Molika Ashford writes for Live Science
“People often assign feelings to animals […] But scientists haven’t determined whether these human-like expressions really mean anything. […]
Scientists believe that certain brain cells in humans called spindle cells are responsible for human social behavior and the interplay between thoughts and feelings. Studies have revealed that chimpanzee, dolphin and whale brains also possess spindle cells. Although these are all animals that can act people-like, the presence of these cells does not mean that the animals have feelings.
Even animals that don’t have spindle cells, such as dogs, have shown behaviors that can suggest a human-like social sense.

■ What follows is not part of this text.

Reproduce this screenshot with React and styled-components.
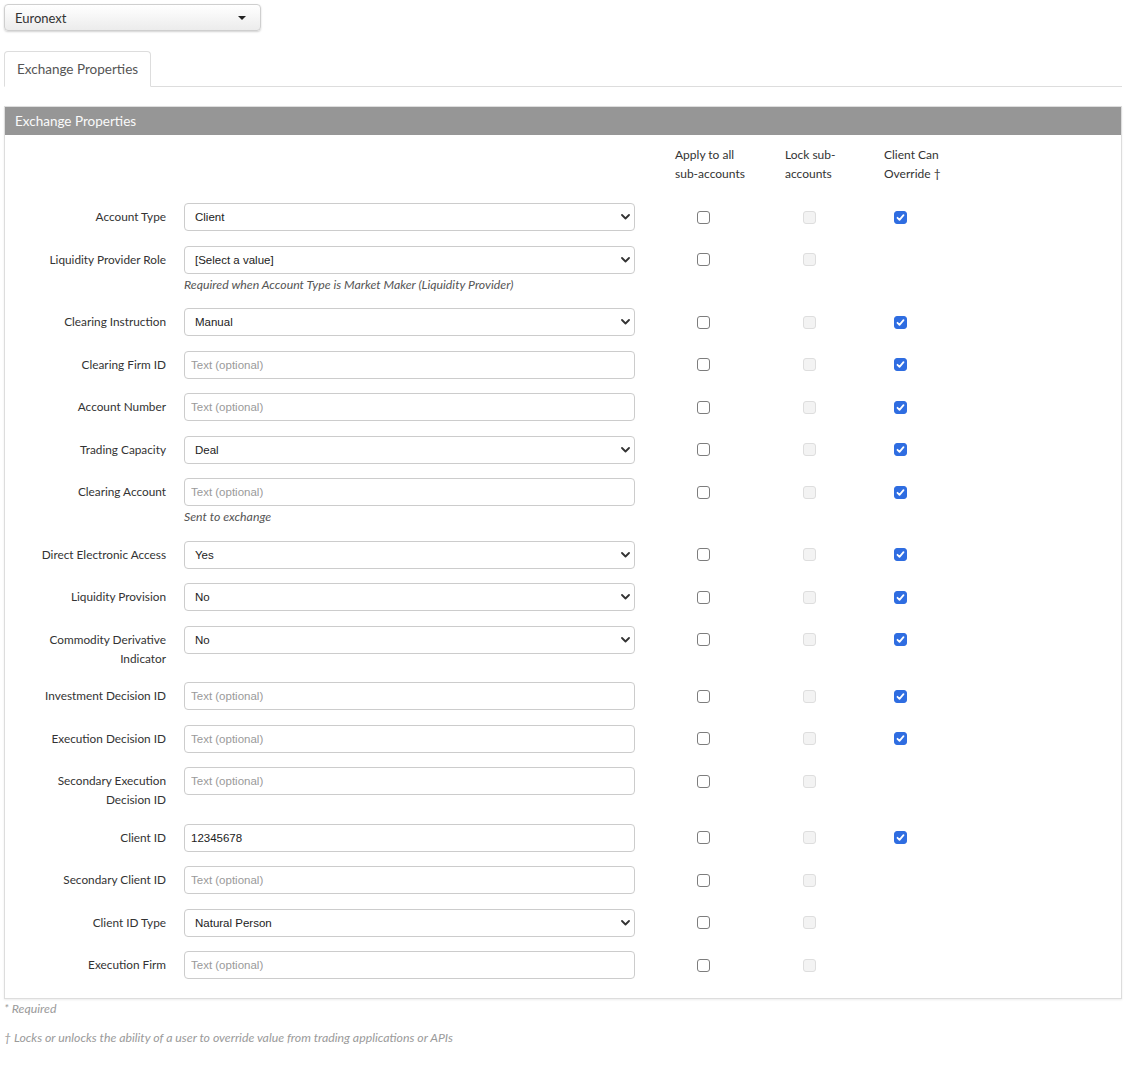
import React from 'react'
import styled, { createGlobalStyle } from 'styled-components'

const GlobalStyle = createGlobalStyle`
  body {
    margin: 0;
    background: #fff;
    color: #333;
    font-family: Lato, "Liberation Sans", sans-serif;
  }
`

// widths and checkbox offsets of the three flag columns
const columns = [
  { key: 'apply', width: 110, offset: 22, title: ['Apply to all', 'sub-accounts'] },
  { key: 'lock', width: 99, offset: 18, title: ['Lock sub-', 'accounts'] },
  { key: 'override', width: 100, offset: 10, title: ['Client Can', 'Override †'] },
]

const fields = [
  { label: 'Account Type', kind: 'select', value: 'Client', override: true },
  { label: 'Liquidity Provider Role', kind: 'select', value: '[Select a value]', help: 'Required when Account Type is Market Maker (Liquidity Provider)' },
  { label: 'Clearing Instruction', kind: 'select', value: 'Manual', override: true },
  { label: 'Clearing Firm ID', kind: 'text', override: true },
  { label: 'Account Number', kind: 'text', override: true },
  { label: 'Trading Capacity', kind: 'select', value: 'Deal', override: true },
  { label: 'Clearing Account', kind: 'text', help: 'Sent to exchange', override: true },
  { label: 'Direct Electronic Access', kind: 'select', value: 'Yes', override: true },
  { label: 'Liquidity Provision', kind: 'select', value: 'No', override: true },
  { label: 'Commodity Derivative Indicator', kind: 'select', value: 'No', override: true },
  { label: 'Investment Decision ID', kind: 'text', override: true },
  { label: 'Execution Decision ID', kind: 'text', override: true },
  { label: 'Secondary Execution Decision ID', kind: 'text' },
  { label: 'Client ID', kind: 'text', value: '12345678', override: true },
  { label: 'Secondary Client ID', kind: 'text' },
  { label: 'Client ID Type', kind: 'select', value: 'Natural Person' },
  { label: 'Execution Firm', kind: 'text' },
]

const Page = styled.div`
  padding: 4px;
  width: 1118px;
`

const ExchangePicker = styled.div`
  width: 257px;
  height: 27px;
  box-sizing: border-box;
  display: flex;
  align-items: center;
  justify-content: space-between;
  padding: 0 10px 0 10px;
  border: 1px solid #cfcfcf;
  border-radius: 4px;
  background: linear-gradient(#ffffff, #ececec);
  box-shadow: 0 1px 2px rgba(0, 0, 0, 0.18);
  font-size: 13px;
  color: #333;
`

const Caret = styled.span`
  width: 0;
  height: 0;
  margin-right: 4px;
  border-left: 4px solid transparent;
  border-right: 4px solid transparent;
  border-top: 4px solid #222;
`

const TabBar = styled.div`
  display: flex;
  margin-top: 20px;
  border-bottom: 1px solid #dddddd;
`

const Tab = styled.div`
  height: 36px;
  box-sizing: border-box;
  display: flex;
  align-items: center;
  padding: 0 12px;
  margin-bottom: -1px;
  border: 1px solid #dddddd;
  border-bottom-color: #fff;
  border-radius: 4px 4px 0 0;
  background: #fff;
  font-size: 13.5px;
  color: #555;
`

const Panel = styled.section`
  margin-top: 19px;
  border: 1px solid #dddddd;
  box-shadow: 0 1px 2px rgba(0, 0, 0, 0.08);
`

const PanelHeader = styled.header`
  height: 28px;
  display: flex;
  align-items: center;
  padding: 0 10px;
  background: #969696;
  color: #fafafa;
  font-size: 13.5px;
`

const PanelBody = styled.div`
  padding: 10px 0 5px;
`

const Row = styled.div`
  display: flex;
  align-items: flex-start;
  margin-bottom: ${p => p.$gap}px;
`

const Label = styled.label`
  width: 161px;
  box-sizing: border-box;
  padding: 4px 0 0 15px;
  margin-right: 18px;
  text-align: right;
  font-size: 11.8px;
  line-height: 19px;
  color: #333;
`

const Field = styled.div`
  width: 451px;
`

const Control = styled.div`
  position: relative;
`

const TextInput = styled.input`
  width: 100%;
  height: 28px;
  box-sizing: border-box;
  padding: 0 6px;
  border: 1px solid #cccccc;
  border-radius: 4px;
  background: #fff;
  font-family: "Liberation Sans", Arial, sans-serif;
  font-size: 11.5px;
  color: #222;
  outline: none;

  &::placeholder {
    color: #9a9a9a;
  }
`

const Select = styled.select`
  width: 100%;
  height: 28px;
  box-sizing: border-box;
  padding: 0 10px;
  border: 1px solid #cccccc;
  border-radius: 4px;
  background: #fff;
  appearance: none;
  font-family: "Liberation Sans", Arial, sans-serif;
  font-size: 11.5px;
  color: #222;
  outline: none;
`

const Chevron = styled.svg`
  position: absolute;
  right: 5px;
  top: 11px;
  pointer-events: none;
`

const Help = styled.div`
  padding-top: 1px;
  font-size: 12.3px;
  line-height: 19px;
  font-style: italic;
  color: #555;
`

const Flags = styled.div`
  display: flex;
  margin-left: 40px;
`

const FlagCell = styled.div`
  width: ${p => p.$width}px;
  height: 28px;
  box-sizing: border-box;
  display: flex;
  align-items: center;
  padding-left: ${p => p.$offset}px;
`

const HeadCell = styled.div`
  width: ${p => p.$width}px;
  font-size: 12px;
  line-height: 19px;
  color: #333;
`

const Box = styled.span`
  width: 13px;
  height: 13px;
  box-sizing: border-box;
  display: flex;
  align-items: center;
  justify-content: center;
  border-radius: 3px;
  border: 1px solid ${p => (p.$checked ? '#2f6de1' : p.$disabled ? '#dedede' : '#7d7d7d')};
  background: ${p => (p.$checked ? '#2f6de1' : p.$disabled ? '#f3f3f3' : '#fff')};
`

const Notes = styled.div`
  font-size: 12.3px;
  line-height: 19px;
  font-style: italic;
  color: #9a9a9a;
`

const Note = styled.p`
  margin: 0 0 10px;
`

const Checkbox = ({ checked, disabled }) => (
  <Box $checked={checked} $disabled={disabled}>
    {checked && (
      <svg width="9" height="9" viewBox="0 0 9 9">
        <path d="M1.5 4.8l2 2 4-4.6" fill="none" stroke="#fff" strokeWidth="1.8" strokeLinecap="round" strokeLinejoin="round" />
      </svg>
    )}
  </Box>
)

const FieldRow = ({ field, last }) => {
  const flags = { apply: 'plain', lock: 'disabled', override: field.override ? 'checked' : null }

  return (
    <Row $gap={last ? 14 : 14.5}>
      <Label>{field.label}</Label>
      <Field>
        <Control>
          {field.kind === 'select' ? (
            <>
              <Select defaultValue={field.value}>
                <option>{field.value}</option>
              </Select>
              <Chevron width="9" height="6" viewBox="0 0 9 6">
                <path d="M1 1l3.5 3.5L8 1" fill="none" stroke="#333" strokeWidth="1.8" strokeLinecap="round" strokeLinejoin="round" />
              </Chevron>
            </>
          ) : (
            <TextInput placeholder="Text (optional)" defaultValue={field.value} />
          )}
        </Control>
        {field.help && <Help>{field.help}</Help>}
      </Field>
      <Flags>
        {columns.map(col => (
          <FlagCell key={col.key} $width={col.width} $offset={col.offset}>
            {flags[col.key] && (
              <Checkbox checked={flags[col.key] === 'checked'} disabled={flags[col.key] === 'disabled'} />
            )}
          </FlagCell>
        ))}
      </Flags>
    </Row>
  )
}

const App = () => (
  <Page>
    <GlobalStyle />
    <ExchangePicker>
      Euronext
      <Caret />
    </ExchangePicker>

    <TabBar>
      <Tab>Exchange Properties</Tab>
    </TabBar>

    <Panel>
      <PanelHeader>Exchange Properties</PanelHeader>
      <PanelBody>
        <Row $gap={20}>
          <Label as="div" />
          <Field />
          <Flags>
            {columns.map(col => (
              <HeadCell key={col.key} $width={col.width}>
                {col.title[0]}
                <br />
                {col.title[1]}
              </HeadCell>
            ))}
          </Flags>
        </Row>
        {fields.map((field, i) => (
          <FieldRow key={field.label} field={field} last={i === fields.length - 1} />
        ))}
      </PanelBody>
    </Panel>

    <Notes>
      <Note>* Required</Note>
      <Note>† Locks or unlocks the ability of a user to override value from trading applications or APIs</Note>
    </Notes>
  </Page>
)

export default App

In recent experiments, dogs have shown that they know to follow a human’s pointed finger to find a food treat. Scientists report that this shows dogs are sensitive to human social cues and are able to correctly interpret them. Still, this only proves that dogs know how to find food, not that they have feelings.
[…] In a recent study, a Barnard College researcher tested dogs to see if their guilty looks were linked to actual bad behavior. Dogs were tempted with a treat and told by their owners not to eat it.
The dog’s owners weren’t allowed to see whether their pets had eaten the treat or not, but were told either that they did or that they didn’t, and were then instructed to scold the dogs that disobeyed. The experimenters noted that scolded dogs showed a guilty look whether or not they had actually done wrong.
This illustrates the difficulty in accurately interpreting animal behavior as a marker of human-like feelings. A guilty look suggests a feeling of guilt in a human but not necessarily in a dog, according to the Barnard research. Similarly, even apparent mourning or empathy behavior might not actually mean these feelings are present in the brains of animals.
Oh yeah?
Tell me this dog, grieving over the death of a companion, doesn’t have feelings. Note his repeated gasping/choking toward the end of the video, his entire body shaking.
And yet we are to believe Christopher and Lynn McDonnell are grieving parents whose child, Grace, was killed by Adam Lanza in Sandy Hook Elementary School on Dec. 14, 2012.
I don’t need “scientists” to tell me the meaning of what I can see with my own eyes, which is that the dog was overcome with feelings of distraught and grief, whereas the smiling and tearless McDonnells were acting.
If the McDonnells were grieving, they sure have a strange way of showing it. I’d sure like to see “scientists” explain their peculiar display of “feelings” over their 7-year-old daughter’s murder.
By the way, Christopher and Lynn McDonnell are among the Sandy Hook residents who purchased their home on December 25, 2009, for $0.